Федор Федорович Агапкин, бывший ассистент профессора, однажды испробовал метод на себе, ввел в вену дозу препарата. Он сделал это сгоряча, не думая о последствиях.
С тех пор прошло девяносто лет. Агапкин жил. В этом году ему исполнилось сто семнадцать. Да, выглядел он ужасно, сморщенный, лысый, беззубый. Развалина с парализованными ногами. Но голова работала отлично, память оставалась блестящей. Старик надеялся, что новая доза препарата поставит его на ноги и поможет протянуть еще лет пятьдесят. Впрочем, для себя он не исключал и другого варианта. Цисты загадочных мозговых паразитов, попадая в эпифиз, могли омолодить, но могли и убить. Просчитать заранее, как они поступят, было невозможно.
Агапкин не боялся смерти. Он устал жить в беспомощном состоянии. Ему хотелось еще раз испытать судьбу. Но добыть препарат самостоятельно Федор Федорович не мог.
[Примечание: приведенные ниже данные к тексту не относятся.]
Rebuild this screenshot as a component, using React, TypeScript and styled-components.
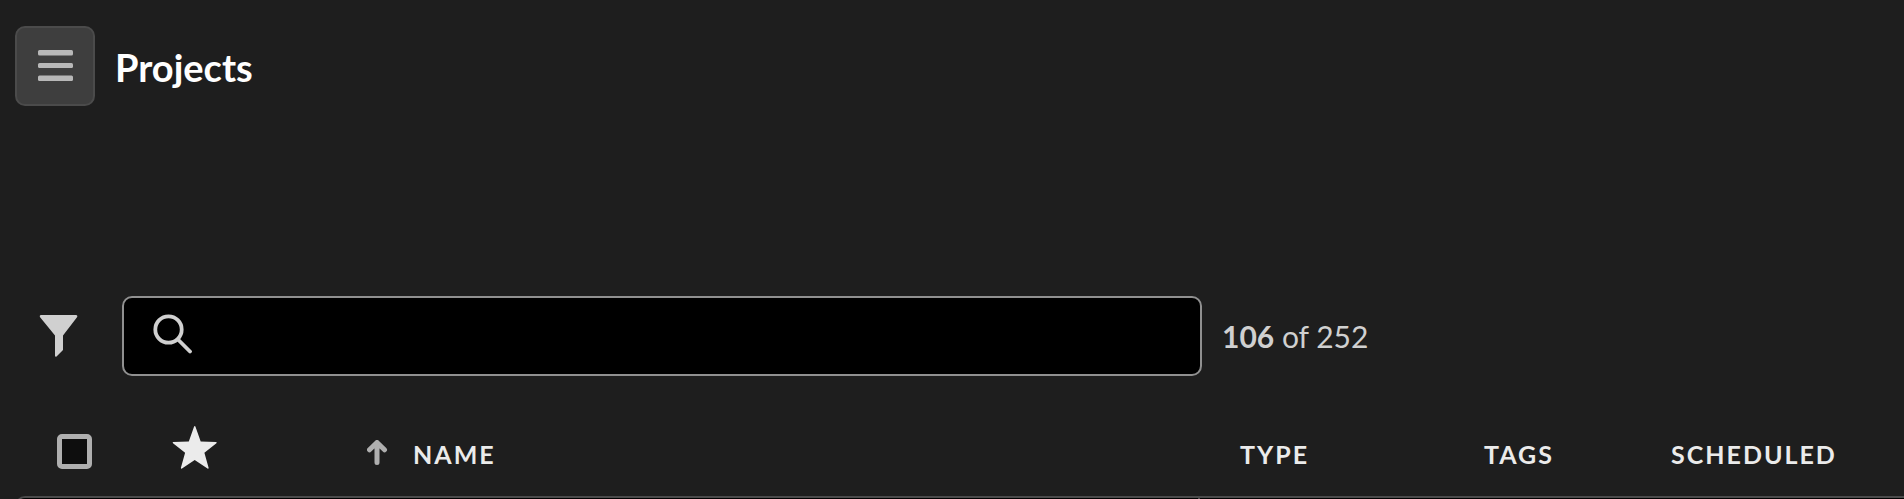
import React from "react";
import styled, { createGlobalStyle } from "styled-components";

const GlobalStyle = createGlobalStyle`
  * { box-sizing: border-box; }
  html, body { margin: 0; background: #1e1e1e; }
  body { font-family: Lato, "Open Sans", sans-serif; color: #ebebeb; }
`;

const Page = styled.main`
  height: 100vh;
  overflow: hidden;
  padding: 26px 0 0 15px;
`;

const Header = styled.header`
  display: flex;
  align-items: center;
  gap: 20px;
`;

const MenuButton = styled.button`
  display: flex;
  align-items: center;
  justify-content: center;
  width: 80px;
  height: 80px;
  padding: 0;
  border: 2px solid #4b4b4b;
  border-radius: 10px;
  background: #3e3e3e;
`;

const Title = styled.h1`
  margin: 0;
  padding-top: 2px;
  font-size: 38px;
  line-height: 44px;
  font-weight: 700;
  color: #ffffff;
`;

const Toolbar = styled.div`
  display: flex;
  align-items: center;
  margin-top: 190px;
`;

const FilterButton = styled.button`
  display: flex;
  flex: none;
  padding: 0 0 0 24px;
  width: 107px;
  border: 0;
  background: none;
`;

const SearchBox = styled.label`
  display: flex;
  align-items: center;
  flex: 0 1 1080px;
  height: 80px;
  padding: 0 28px 4px;
  border: 2px solid #909090;
  border-radius: 10px;
  background: #000000;
`;

const SearchInput = styled.input`
  flex: 1;
  min-width: 0;
  margin-left: 16px;
  border: 0;
  outline: 0;
  background: transparent;
  color: #ebebeb;
  font: inherit;
  font-size: 30px;
`;

const Count = styled.p`
  margin: 0 0 0 20px;
  font-size: 30px;
  line-height: 40px;
  white-space: nowrap;
  color: #d0d0d0;
`;

const Table = styled.table`
  width: 100%;
  table-layout: fixed;
  border-collapse: separate;
  border-spacing: 0;
  margin-top: 40px;
`;

const Column = styled.col<{ $width?: number }>`
  width: ${(p) => (p.$width ? `${p.$width}px` : "auto")};
`;

const HeadCell = styled.th<{ $inset: number }>`
  height: 80px;
  padding: 0 0 6px ${(p) => p.$inset}px;
  text-align: left;
  vertical-align: middle;
  font-size: 25px;
  line-height: 32px;
  font-weight: 700;
  letter-spacing: 2px;
  text-transform: uppercase;
`;

const CellContent = styled.div<{ $raised?: boolean }>`
  display: flex;
  align-items: center;
  padding-bottom: ${(p) => (p.$raised ? 10 : 4)}px;
`;

const Label = styled.span`
  display: block;
  padding-top: 2px;
`;

const SortButton = styled.button`
  display: flex;
  align-items: center;
  gap: 24px;
  padding: 0;
  border: 0;
  background: none;
  color: inherit;
  font: inherit;
  letter-spacing: inherit;
  text-transform: inherit;
`;

const Checkbox = styled.input`
  appearance: none;
  display: block;
  width: 35px;
  height: 35px;
  margin: 0;
  border: 5px solid #afafaf;
  border-radius: 5px;
  background: #0e0e0e;
`;

const BodyCell = styled.td<{ $divided?: boolean }>`
  height: 96px;
  border-top: 2px solid #4b4b4b;
  border-right: ${(p) => (p.$divided ? "2px solid #4b4b4b" : "0")};
  background: #000000;

  &:first-child {
    border-left: 2px solid #4b4b4b;
    border-top-left-radius: 10px;
  }
`;

const MenuIcon = () => (
  <svg width="36" height="32" viewBox="0 0 36 32" fill="#b8b8b8" aria-hidden="true">
    <rect x="1" y="0" width="35" height="5.500" rx="1.500" />
    <rect x="1" y="13" width="35" height="5" rx="1.500" />
    <rect x="1" y="25.500" width="35" height="5.500" rx="1.500" />
  </svg>
);

const FilterIcon = () => (
  <svg width="40" height="42" viewBox="0 0 40 42" fill="#d0d0d0" aria-hidden="true">
    <path d="M2 0h35c1.200 0 1.800 1.200 1 2.200L24 20.500V35l-6.500 6.500c-.5.500-1.500.2-1.500-.6V20.500L1.100 2.200C.4 1.200.8 0 2 0z" />
  </svg>
);

const SearchIcon = () => (
  <svg width="40" height="40" viewBox="0 0 40 40" fill="none" stroke="#d0d0d0" aria-hidden="true">
    <circle cx="16.500" cy="15.500" r="13.200" strokeWidth="3.800" />
    <path d="M26 25.500l12 12" strokeWidth="3.800" strokeLinecap="round" />
  </svg>
);

const StarIcon = () => (
  <svg width="46" height="44" viewBox="0 0 46 44" fill="#ebebeb" aria-label="Favorites" role="img">
    <path d="M22.100.6c.3-.8 1-.8 1.300 0l5.300 14.800 15.300.5c.8 0 1 .8.4 1.300L32.400 26.700l4.200 15c.2.800-.4 1.300-1.100.8L22.700 34 10 42.500c-.7.500-1.300 0-1.100-.8l4.200-15L1 17.200c-.6-.5-.4-1.300.4-1.300l15.400-.5z" />
  </svg>
);

const ArrowIcon = () => (
  <svg width="22" height="26" viewBox="0 0 22 26" fill="none" stroke="#afafaf" strokeWidth="5" strokeLinecap="round" strokeLinejoin="round" aria-hidden="true">
    <path d="M10 2.500v20M2.500 9.800L10 2.500l7.500 7.300" />
  </svg>
);

export default function App() {
  return (
    <>
      <GlobalStyle />
      <Page>
        <Header>
          <MenuButton type="button" aria-label="Open menu">
            <MenuIcon />
          </MenuButton>
          <Title>Projects</Title>
        </Header>

        <Toolbar>
          <FilterButton type="button" aria-label="Filter">
            <FilterIcon />
          </FilterButton>
          <SearchBox>
            <SearchIcon />
            <SearchInput type="text" aria-label="Search" />
          </SearchBox>
          <Count>
            <strong>106</strong> of 252
          </Count>
        </Toolbar>

        <Table>
          <colgroup>
            <Column $width={117} />
            <Column $width={195} />
            <Column />
            <Column $width={244} />
            <Column $width={187} />
            <Column $width={273} />
          </colgroup>
          <thead>
            <tr>
              <HeadCell scope="col" $inset={42}>
                <CellContent>
                  <Checkbox type="checkbox" aria-label="Select all" />
                </CellContent>
              </HeadCell>
              <HeadCell scope="col" $inset={40}>
                <CellContent $raised>
                  <StarIcon />
                </CellContent>
              </HeadCell>
              <HeadCell scope="col" $inset={40} aria-sort="ascending">
                <SortButton type="button">
                  <ArrowIcon />
                  <Label>Name</Label>
                </SortButton>
              </HeadCell>
              <HeadCell scope="col" $inset={40}>
                <Label>Type</Label>
              </HeadCell>
              <HeadCell scope="col" $inset={40}>
                <Label>Tags</Label>
              </HeadCell>
              <HeadCell scope="col" $inset={40}>
                <Label>Scheduled</Label>
              </HeadCell>
            </tr>
          </thead>
          <tbody>
            <tr>
              <BodyCell />
              <BodyCell />
              <BodyCell $divided />
              <BodyCell />
              <BodyCell />
              <BodyCell />
            </tr>
          </tbody>
        </Table>
      </Page>
    </>
  );
}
Кольт входил в первую сотню самых богатых людей мира. Правда, знал об этом только он сам и узкий круг приближенных. Ни одно издание, занятое подсчетами чужих капиталов, еще ни разу не включило его имя в опубликованные списки мультимиллиардеров. Кольт не был тщеславен. Его фотографии изредка мелькали в светской хронике, но представляли его там как скромного предпринимателя, владельца сети ресторанов, не более. Слова «нефть» и «алюминий» в связи с именем Кольта произносились шепотом. Слова «наркотики» и «проституция» не произносилось никогда. И правильно, ибо Петр Борисович к этому грязному бизнесу отношения не имел.
Кольт не любил рисковать. Он был чист перед законом, дружил с нужными людьми из прокуратуры, налоговой полиции, имел множество полезных связей. При желании он мог получить полную достоверную информацию о любом человеке, оказавшемся в сфере его личных интересов.
До вчерашнего дня Петр Борисович был уверен, что одинок в своих тайных поисках, и не задумывался о возможной конкуренции.
После ночного разговора с Агапкиным он окинул мысленным взором сотни две своих знакомых, давних и новых, всегда готовых к услугам, к партнерству и деловому сотрудничеству. Министры, депутаты, чиновники, банкиры, политики, военные, дипломаты, народные артисты.